Write out the material again word for word, dropping any images it holds.

*-*-*

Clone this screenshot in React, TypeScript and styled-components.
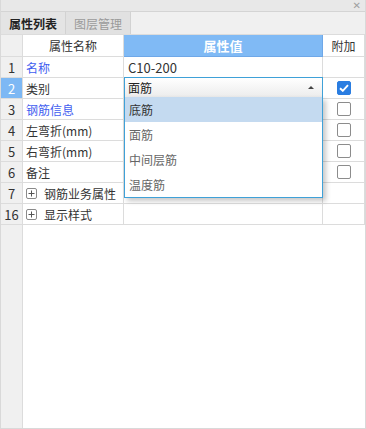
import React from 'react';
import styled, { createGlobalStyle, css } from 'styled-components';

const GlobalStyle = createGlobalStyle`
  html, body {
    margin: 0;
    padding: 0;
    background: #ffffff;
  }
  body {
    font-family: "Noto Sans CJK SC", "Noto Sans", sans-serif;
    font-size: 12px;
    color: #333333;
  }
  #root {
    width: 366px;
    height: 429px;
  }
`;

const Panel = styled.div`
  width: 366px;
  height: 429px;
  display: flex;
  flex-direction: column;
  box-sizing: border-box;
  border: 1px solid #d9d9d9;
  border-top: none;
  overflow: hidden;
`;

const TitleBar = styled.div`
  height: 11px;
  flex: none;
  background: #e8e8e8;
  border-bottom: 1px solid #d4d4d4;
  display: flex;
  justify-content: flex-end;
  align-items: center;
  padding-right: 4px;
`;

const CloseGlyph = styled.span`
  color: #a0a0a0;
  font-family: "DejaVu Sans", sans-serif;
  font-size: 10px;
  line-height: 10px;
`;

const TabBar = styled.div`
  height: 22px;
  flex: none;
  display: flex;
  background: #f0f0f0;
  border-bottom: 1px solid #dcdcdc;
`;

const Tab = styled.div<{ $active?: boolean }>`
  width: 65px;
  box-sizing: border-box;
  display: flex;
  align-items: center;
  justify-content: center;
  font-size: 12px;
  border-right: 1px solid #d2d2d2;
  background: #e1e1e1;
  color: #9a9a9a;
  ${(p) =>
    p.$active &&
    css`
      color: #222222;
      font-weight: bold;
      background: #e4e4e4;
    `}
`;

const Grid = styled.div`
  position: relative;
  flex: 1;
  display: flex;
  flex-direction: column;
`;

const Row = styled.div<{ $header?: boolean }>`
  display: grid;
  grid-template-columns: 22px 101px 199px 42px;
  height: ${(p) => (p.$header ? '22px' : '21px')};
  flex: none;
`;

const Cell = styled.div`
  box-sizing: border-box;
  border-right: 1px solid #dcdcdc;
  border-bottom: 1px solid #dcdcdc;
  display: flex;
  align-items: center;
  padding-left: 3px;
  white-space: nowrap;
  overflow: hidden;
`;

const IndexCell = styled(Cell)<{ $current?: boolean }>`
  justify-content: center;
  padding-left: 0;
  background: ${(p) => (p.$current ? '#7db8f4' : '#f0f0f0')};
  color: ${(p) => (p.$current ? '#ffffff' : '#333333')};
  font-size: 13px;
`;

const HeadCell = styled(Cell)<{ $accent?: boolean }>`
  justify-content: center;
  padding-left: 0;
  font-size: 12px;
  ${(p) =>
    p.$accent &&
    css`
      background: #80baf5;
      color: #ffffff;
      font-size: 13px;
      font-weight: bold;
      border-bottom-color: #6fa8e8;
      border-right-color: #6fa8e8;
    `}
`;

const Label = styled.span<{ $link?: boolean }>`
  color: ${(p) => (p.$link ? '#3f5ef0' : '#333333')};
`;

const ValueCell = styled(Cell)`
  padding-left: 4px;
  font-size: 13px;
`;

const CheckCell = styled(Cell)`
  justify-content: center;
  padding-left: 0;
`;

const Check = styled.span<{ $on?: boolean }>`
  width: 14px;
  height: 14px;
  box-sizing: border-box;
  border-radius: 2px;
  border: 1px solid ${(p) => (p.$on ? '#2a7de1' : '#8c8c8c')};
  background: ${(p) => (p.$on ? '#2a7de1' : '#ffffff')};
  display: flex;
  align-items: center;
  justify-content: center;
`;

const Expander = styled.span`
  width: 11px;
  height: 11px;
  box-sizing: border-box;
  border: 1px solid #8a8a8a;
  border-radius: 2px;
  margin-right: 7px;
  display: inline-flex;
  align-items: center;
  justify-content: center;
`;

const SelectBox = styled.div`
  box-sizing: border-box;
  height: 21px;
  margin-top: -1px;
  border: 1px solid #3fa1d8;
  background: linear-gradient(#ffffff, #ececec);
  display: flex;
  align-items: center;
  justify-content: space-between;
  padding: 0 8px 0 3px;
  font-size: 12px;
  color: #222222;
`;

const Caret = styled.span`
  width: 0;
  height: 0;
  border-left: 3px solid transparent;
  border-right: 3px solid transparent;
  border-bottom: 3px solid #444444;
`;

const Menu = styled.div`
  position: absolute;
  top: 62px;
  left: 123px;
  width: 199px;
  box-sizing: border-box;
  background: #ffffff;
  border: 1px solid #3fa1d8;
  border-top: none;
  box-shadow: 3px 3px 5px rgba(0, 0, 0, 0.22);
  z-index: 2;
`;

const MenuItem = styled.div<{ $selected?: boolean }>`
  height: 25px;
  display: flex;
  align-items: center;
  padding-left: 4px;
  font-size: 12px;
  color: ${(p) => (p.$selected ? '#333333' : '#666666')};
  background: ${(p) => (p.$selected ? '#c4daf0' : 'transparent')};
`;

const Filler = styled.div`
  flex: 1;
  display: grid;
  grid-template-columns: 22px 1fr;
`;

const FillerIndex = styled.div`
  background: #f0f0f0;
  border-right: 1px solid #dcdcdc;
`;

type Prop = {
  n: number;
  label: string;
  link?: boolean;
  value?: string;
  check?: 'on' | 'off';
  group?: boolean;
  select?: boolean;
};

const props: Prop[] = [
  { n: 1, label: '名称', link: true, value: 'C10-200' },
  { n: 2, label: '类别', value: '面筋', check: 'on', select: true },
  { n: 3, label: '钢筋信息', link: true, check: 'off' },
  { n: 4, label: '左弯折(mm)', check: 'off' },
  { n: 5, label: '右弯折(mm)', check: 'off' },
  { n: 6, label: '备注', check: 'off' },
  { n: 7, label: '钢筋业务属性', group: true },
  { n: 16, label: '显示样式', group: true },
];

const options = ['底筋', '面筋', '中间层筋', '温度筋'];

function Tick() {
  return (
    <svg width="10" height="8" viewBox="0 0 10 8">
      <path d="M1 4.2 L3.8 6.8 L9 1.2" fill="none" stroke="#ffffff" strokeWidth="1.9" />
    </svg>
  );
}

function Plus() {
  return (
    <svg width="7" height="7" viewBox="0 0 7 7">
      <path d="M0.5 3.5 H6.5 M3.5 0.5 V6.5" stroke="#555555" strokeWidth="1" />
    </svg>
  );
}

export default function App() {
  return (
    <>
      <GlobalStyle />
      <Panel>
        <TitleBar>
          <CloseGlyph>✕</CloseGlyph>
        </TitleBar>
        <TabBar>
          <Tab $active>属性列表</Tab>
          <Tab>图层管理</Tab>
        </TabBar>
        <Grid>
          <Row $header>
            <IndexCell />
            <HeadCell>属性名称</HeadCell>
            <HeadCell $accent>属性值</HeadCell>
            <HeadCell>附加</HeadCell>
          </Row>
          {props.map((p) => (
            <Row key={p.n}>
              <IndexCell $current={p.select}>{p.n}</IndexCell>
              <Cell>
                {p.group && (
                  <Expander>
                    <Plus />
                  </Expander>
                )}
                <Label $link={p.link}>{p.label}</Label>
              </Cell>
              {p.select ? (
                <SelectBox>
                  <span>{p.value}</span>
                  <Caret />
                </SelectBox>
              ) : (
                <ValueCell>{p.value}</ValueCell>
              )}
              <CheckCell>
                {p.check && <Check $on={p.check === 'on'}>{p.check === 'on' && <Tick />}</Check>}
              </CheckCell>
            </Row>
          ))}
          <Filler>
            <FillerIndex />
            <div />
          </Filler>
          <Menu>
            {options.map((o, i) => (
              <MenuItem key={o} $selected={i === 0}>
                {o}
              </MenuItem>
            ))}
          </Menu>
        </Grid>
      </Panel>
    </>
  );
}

*-*-*

Response below
Clone this screenshot in React, TypeScript and styled-components.
import React from 'react';
import styled, { createGlobalStyle, css } from 'styled-components';

const GlobalStyle = createGlobalStyle`
  html, body {
    margin: 0;
    padding: 0;
    background: #ffffff;
  }
  body {
    font-family: "Noto Sans CJK SC", "Noto Sans", sans-serif;
    font-size: 12px;
    color: #333333;
  }
  #root {
    width: 366px;
    height: 429px;
  }
`;

const Panel = styled.div`
  width: 366px;
  height: 429px;
  display: flex;
  flex-direction: column;
  box-sizing: border-box;
  border: 1px solid #d9d9d9;
  border-top: none;
  overflow: hidden;
`;

const TitleBar = styled.div`
  height: 11px;
  flex: none;
  background: #e8e8e8;
  border-bottom: 1px solid #d4d4d4;
  display: flex;
  justify-content: flex-end;
  align-items: center;
  padding-right: 4px;
`;

const CloseGlyph = styled.span`
  color: #a0a0a0;
  font-family: "DejaVu Sans", sans-serif;
  font-size: 10px;
  line-height: 10px;
`;

const TabBar = styled.div`
  height: 22px;
  flex: none;
  display: flex;
  background: #f0f0f0;
  border-bottom: 1px solid #dcdcdc;
`;

const Tab = styled.div<{ $active?: boolean }>`
  width: 65px;
  box-sizing: border-box;
  display: flex;
  align-items: center;
  justify-content: center;
  font-size: 12px;
  border-right: 1px solid #d2d2d2;
  background: #e1e1e1;
  color: #9a9a9a;
  ${(p) =>
    p.$active &&
    css`
      color: #222222;
      font-weight: bold;
      background: #e4e4e4;
    `}
`;

const Grid = styled.div`
  position: relative;
  flex: 1;
  display: flex;
  flex-direction: column;
`;

const Row = styled.div<{ $header?: boolean }>`
  display: grid;
  grid-template-columns: 22px 101px 199px 42px;
  height: ${(p) => (p.$header ? '22px' : '21px')};
  flex: none;
`;

const Cell = styled.div`
  box-sizing: border-box;
  border-right: 1px solid #dcdcdc;
  border-bottom: 1px solid #dcdcdc;
  display: flex;
  align-items: center;
  padding-left: 3px;
  white-space: nowrap;
  overflow: hidden;
`;

const IndexCell = styled(Cell)<{ $current?: boolean }>`
  justify-content: center;
  padding-left: 0;
  background: ${(p) => (p.$current ? '#7db8f4' : '#f0f0f0')};
  color: ${(p) => (p.$current ? '#ffffff' : '#333333')};
  font-size: 13px;
`;

const HeadCell = styled(Cell)<{ $accent?: boolean }>`
  justify-content: center;
  padding-left: 0;
  font-size: 12px;
  ${(p) =>
    p.$accent &&
    css`
      background: #80baf5;
      color: #ffffff;
      font-size: 13px;
      font-weight: bold;
      border-bottom-color: #6fa8e8;
      border-right-color: #6fa8e8;
    `}
`;

const Label = styled.span<{ $link?: boolean }>`
  color: ${(p) => (p.$link ? '#3f5ef0' : '#333333')};
`;

const ValueCell = styled(Cell)`
  padding-left: 4px;
  font-size: 13px;
`;

const CheckCell = styled(Cell)`
  justify-content: center;
  padding-left: 0;
`;

const Check = styled.span<{ $on?: boolean }>`
  width: 14px;
  height: 14px;
  box-sizing: border-box;
  border-radius: 2px;
  border: 1px solid ${(p) => (p.$on ? '#2a7de1' : '#8c8c8c')};
  background: ${(p) => (p.$on ? '#2a7de1' : '#ffffff')};
  display: flex;
  align-items: center;
  justify-content: center;
`;

const Expander = styled.span`
  width: 11px;
  height: 11px;
  box-sizing: border-box;
  border: 1px solid #8a8a8a;
  border-radius: 2px;
  margin-right: 7px;
  display: inline-flex;
  align-items: center;
  justify-content: center;
`;

const SelectBox = styled.div`
  box-sizing: border-box;
  height: 21px;
  margin-top: -1px;
  border: 1px solid #3fa1d8;
  background: linear-gradient(#ffffff, #ececec);
  display: flex;
  align-items: center;
  justify-content: space-between;
  padding: 0 8px 0 3px;
  font-size: 12px;
  color: #222222;
`;

const Caret = styled.span`
  width: 0;
  height: 0;
  border-left: 3px solid transparent;
  border-right: 3px solid transparent;
  border-bottom: 3px solid #444444;
`;

const Menu = styled.div`
  position: absolute;
  top: 62px;
  left: 123px;
  width: 199px;
  box-sizing: border-box;
  background: #ffffff;
  border: 1px solid #3fa1d8;
  border-top: none;
  box-shadow: 3px 3px 5px rgba(0, 0, 0, 0.22);
  z-index: 2;
`;

const MenuItem = styled.div<{ $selected?: boolean }>`
  height: 25px;
  display: flex;
  align-items: center;
  padding-left: 4px;
  font-size: 12px;
  color: ${(p) => (p.$selected ? '#333333' : '#666666')};
  background: ${(p) => (p.$selected ? '#c4daf0' : 'transparent')};
`;

const Filler = styled.div`
  flex: 1;
  display: grid;
  grid-template-columns: 22px 1fr;
`;

const FillerIndex = styled.div`
  background: #f0f0f0;
  border-right: 1px solid #dcdcdc;
`;

type Prop = {
  n: number;
  label: string;
  link?: boolean;
  value?: string;
  check?: 'on' | 'off';
  group?: boolean;
  select?: boolean;
};

const props: Prop[] = [
  { n: 1, label: '名称', link: true, value: 'C10-200' },
  { n: 2, label: '类别', value: '面筋', check: 'on', select: true },
  { n: 3, label: '钢筋信息', link: true, check: 'off' },
  { n: 4, label: '左弯折(mm)', check: 'off' },
  { n: 5, label: '右弯折(mm)', check: 'off' },
  { n: 6, label: '备注', check: 'off' },
  { n: 7, label: '钢筋业务属性', group: true },
  { n: 16, label: '显示样式', group: true },
];

const options = ['底筋', '面筋', '中间层筋', '温度筋'];

function Tick() {
  return (
    <svg width="10" height="8" viewBox="0 0 10 8">
      <path d="M1 4.2 L3.8 6.8 L9 1.2" fill="none" stroke="#ffffff" strokeWidth="1.9" />
    </svg>
  );
}

function Plus() {
  return (
    <svg width="7" height="7" viewBox="0 0 7 7">
      <path d="M0.5 3.5 H6.5 M3.5 0.5 V6.5" stroke="#555555" strokeWidth="1" />
    </svg>
  );
}

export default function App() {
  return (
    <>
      <GlobalStyle />
      <Panel>
        <TitleBar>
          <CloseGlyph>✕</CloseGlyph>
        </TitleBar>
        <TabBar>
          <Tab $active>属性列表</Tab>
          <Tab>图层管理</Tab>
        </TabBar>
        <Grid>
          <Row $header>
            <IndexCell />
            <HeadCell>属性名称</HeadCell>
            <HeadCell $accent>属性值</HeadCell>
            <HeadCell>附加</HeadCell>
          </Row>
          {props.map((p) => (
            <Row key={p.n}>
              <IndexCell $current={p.select}>{p.n}</IndexCell>
              <Cell>
                {p.group && (
                  <Expander>
                    <Plus />
                  </Expander>
                )}
                <Label $link={p.link}>{p.label}</Label>
              </Cell>
              {p.select ? (
                <SelectBox>
                  <span>{p.value}</span>
                  <Caret />
                </SelectBox>
              ) : (
                <ValueCell>{p.value}</ValueCell>
              )}
              <CheckCell>
                {p.check && <Check $on={p.check === 'on'}>{p.check === 'on' && <Tick />}</Check>}
              </CheckCell>
            </Row>
          ))}
          <Filler>
            <FillerIndex />
            <div />
          </Filler>
          <Menu>
            {options.map((o, i) => (
              <MenuItem key={o} $selected={i === 0}>
                {o}
              </MenuItem>
            ))}
          </Menu>
        </Grid>
      </Panel>
    </>
  );
}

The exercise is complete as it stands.